The difference between initiative and overstepping

Not all unsolicited action is a problem. There's a difference between a volunteer who proactively grabs supplies when they're running low and a volunteer who starts reassigning other people to tasks without being asked.

Initiative that stays within someone's own role is almost always a good thing. The line is crossed when it starts directing other people, overriding your decisions, or changing shared systems without permission.

When in doubt, a quick "thanks for flagging that, let me decide how we'll handle it" usually suffices. It acknowledges the contribution while keeping the decision where it belongs.

A note on the volunteer who wants more responsibility

Sometimes a volunteer who oversteps isn't trying to undermine you. They're trying to tell you they're ready for more.

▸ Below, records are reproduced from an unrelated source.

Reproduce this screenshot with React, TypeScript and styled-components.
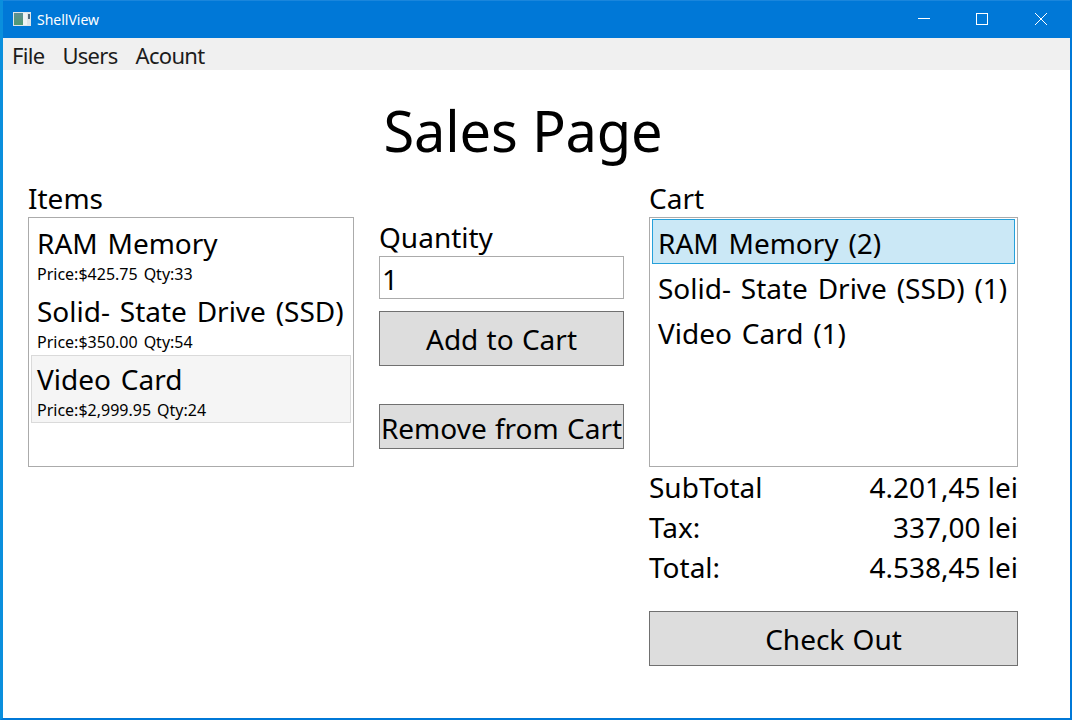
import React from "react";
import styled, { createGlobalStyle } from "styled-components";

const GlobalStyle = createGlobalStyle`
  html, body {
    margin: 0;
    padding: 0;
    background: #ffffff;
  }
  * {
    box-sizing: border-box;
  }
`;

const items = [
  { name: "RAM Memory", price: "$425.75", qty: 33 },
  { name: "Solid- State Drive (SSD)", price: "$350.00", qty: 54 },
  { name: "Video Card", price: "$2,999.95", qty: 24, hovered: true },
];

const cart = [
  { label: "RAM Memory (2)", selected: true },
  { label: "Solid- State Drive (SSD) (1)" },
  { label: "Video Card (1)" },
];

const totals = [
  { label: "SubTotal", value: "4.201,45 lei" },
  { label: "Tax:", value: "337,00 lei" },
  { label: "Total:", value: "4.538,45 lei" },
];

const App: React.FC = () => {
  return (
    <Window>
      <GlobalStyle />
      <TitleBar>
        <AppIcon viewBox="0 0 18 14">
          <defs>
            <linearGradient id="panel" x1="0" y1="0" x2="0" y2="1">
              <stop offset="0" stopColor="#5d8f95" />
              <stop offset="1" stopColor="#4f9a72" />
            </linearGradient>
          </defs>
          <rect x="0" y="0" width="18" height="14" fill="#dfe5e8" />
          <rect x="1" y="1" width="9" height="12" fill="url(#panel)" />
          <rect x="10" y="1" width="4" height="12" fill="#eef2f4" />
          <rect x="15" y="2" width="2" height="5" fill="#52697c" />
        </AppIcon>
        <WindowTitle>ShellView</WindowTitle>
        <WindowButton>
          <svg width="12" height="12" viewBox="0 0 12 12">
            <path d="M0 5.5h12" stroke="#fff" strokeWidth="1" fill="none" />
          </svg>
        </WindowButton>
        <WindowButton>
          <svg width="12" height="12" viewBox="0 0 12 12">
            <rect x="0.5" y="0.5" width="11" height="11" stroke="#fff" strokeWidth="1" fill="none" />
          </svg>
        </WindowButton>
        <WindowButton $close>
          <svg width="12" height="12" viewBox="0 0 12 12">
            <path d="M0 0l12 12M12 0L0 12" stroke="#fff" strokeWidth="1" fill="none" />
          </svg>
        </WindowButton>
      </TitleBar>
      <MenuBar>
        <MenuItem>File</MenuItem>
        <MenuItem>Users</MenuItem>
        <MenuItem>Acount</MenuItem>
      </MenuBar>
      <Content>
        <PageTitle>Sales Page</PageTitle>
        <Columns>
          <Column>
            <Label>Items</Label>
            <ListBox>
              {items.map((item) => (
                <ProductRow key={item.name} $hovered={item.hovered}>
                  <ProductName>{item.name}</ProductName>
                  <ProductMeta>
                    <span>Price:{item.price}</span>
                    <span>Qty:{item.qty}</span>
                  </ProductMeta>
                </ProductRow>
              ))}
            </ListBox>
          </Column>
          <MiddleColumn>
            <Label>Quantity</Label>
            <QuantityInput readOnly value="1" />
            <AddButton>Add to Cart</AddButton>
            <RemoveButton>Remove from Cart</RemoveButton>
          </MiddleColumn>
          <Column>
            <Label>Cart</Label>
            <ListBox>
              {cart.map((line) => (
                <CartRow key={line.label} $selected={line.selected}>
                  {line.label}
                </CartRow>
              ))}
            </ListBox>
            <Totals>
              {totals.map((row) => (
                <TotalRow key={row.label}>
                  <span>{row.label}</span>
                  <span>{row.value}</span>
                </TotalRow>
              ))}
            </Totals>
            <CheckOutButton>Check Out</CheckOutButton>
          </Column>
        </Columns>
      </Content>
    </Window>
  );
};

export default App;

const Window = styled.div`
  width: 1072px;
  height: 720px;
  overflow: hidden;
  display: flex;
  flex-direction: column;
  background: #ffffff;
  border: solid #0078d7;
  border-width: 0 2px 2px 3px;
  border-left-color: #0a8fdd;
  font-family: "Noto Sans", "Open Sans", sans-serif;
  color: #000000;
`;

const TitleBar = styled.div`
  height: 38px;
  flex: none;
  display: flex;
  align-items: center;
  margin-left: -3px;
  padding-left: 13px;
  background: #0078d7;
  box-shadow: inset 0 1px 0 #1a86dc;
  color: #ffffff;
`;

const AppIcon = styled.svg`
  width: 18px;
  height: 14px;
  margin-right: 6px;
`;

const WindowTitle = styled.div`
  flex: 1;
  font-size: 14px;
`;

const WindowButton = styled.div<{ $close?: boolean }>`
  width: ${(p) => (p.$close ? "59px" : "58px")};
  height: 38px;
  display: flex;
  align-items: center;
  justify-content: center;
`;

const MenuBar = styled.div`
  height: 32px;
  flex: none;
  display: flex;
  align-items: center;
  gap: 18px;
  padding: 2px 0 0 9px;
  background: #f0f0f0;
`;

const MenuItem = styled.div`
  font-size: 22px;
  letter-spacing: -0.7px;
  color: #1c1c1c;
`;

const Content = styled.div`
  flex: 1;
  display: flex;
  flex-direction: column;
  padding-left: 25px;
`;

const PageTitle = styled.h1`
  margin: 22px 0 0;
  width: 990px;
  height: 76px;
  font-size: 56px;
  font-weight: 400;
  line-height: 76px;
  letter-spacing: -0.2px;
  text-align: center;
`;

const Columns = styled.div`
  margin-top: 17px;
  display: grid;
  grid-template-columns: 326px 245px 369px;
  column-gap: 25px;
`;

const Column = styled.div`
  display: flex;
  flex-direction: column;
`;

const MiddleColumn = styled(Column)`
  padding-top: 39px;
`;

const Label = styled.div`
  height: 32px;
  font-size: 28px;
  line-height: 26px;
`;

const ListBox = styled.div`
  height: 250px;
  padding: 1px 2px 2px;
  border: 1px solid #ababab;
`;

const ProductRow = styled.div<{ $hovered?: boolean }>`
  height: 68px;
  padding: 0 5px;
  border: 1px solid ${(p) => (p.$hovered ? "#dadada" : "transparent")};
  background: ${(p) => (p.$hovered ? "#f5f5f5" : "transparent")};
`;

const ProductName = styled.div`
  height: 43px;
  font-size: 28px;
  line-height: 46px;
  word-spacing: 2.5px;
  white-space: nowrap;
`;

const ProductMeta = styled.div`
  display: flex;
  gap: 6px;
  font-size: 16px;
  line-height: 22px;
`;

const CartRow = styled.div<{ $selected?: boolean }>`
  height: 45px;
  padding: 0 5px;
  font-size: 28px;
  line-height: 46px;
  word-spacing: 2.5px;
  white-space: nowrap;
  border: 1px solid ${(p) => (p.$selected ? "#26a0da" : "transparent")};
  background: ${(p) => (p.$selected ? "#cbe8f6" : "transparent")};
`;

const QuantityInput = styled.input`
  width: 245px;
  height: 43px;
  padding: 3px 2px 0;
  border: 1px solid #ababab;
  outline: none;
  font-family: inherit;
  font-size: 28px;
  color: #000000;
`;

const ActionButton = styled.button`
  display: block;
  padding: 0;
  border: 1px solid #707070;
  background: #dddddd;
  font-family: inherit;
  font-size: 28px;
  word-spacing: 1px;
  color: #000000;
  white-space: nowrap;
`;

const AddButton = styled(ActionButton)`
  width: 245px;
  height: 55px;
  margin-top: 12px;
`;

const RemoveButton = styled(ActionButton)`
  width: 245px;
  height: 45px;
  margin-top: 38px;
  padding-top: 2px;
`;

const CheckOutButton = styled(ActionButton)`
  width: 369px;
  height: 55px;
  margin-top: 24px;
`;

const Totals = styled.div`
  display: flex;
  flex-direction: column;
`;

const TotalRow = styled.div`
  height: 40px;
  display: flex;
  justify-content: space-between;
  font-size: 28px;
  line-height: 40px;
`;
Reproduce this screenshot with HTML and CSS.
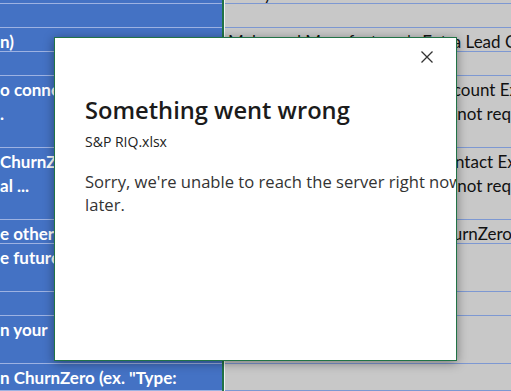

If that's what you're seeing, the better response is to channel it rather than just suppress it. A clear conversation about what growth could look like in your program, what roles might expand as trust builds, and what you'd need to see from them gives someone who's eager somewhere productive to put that energy.

These situations, handled early, often turn into a stronger working relationship rather than a worse one. The volunteers who push against boundaries are often the same people who can become real program leaders if given the right channel. The guide to building a volunteer leadership pipeline has more on how to approach that process intentionally.

The goal isn't to make volunteers feel small. It's to make sure the program can actually function, which is ultimately better for everyone who shows up to do the work.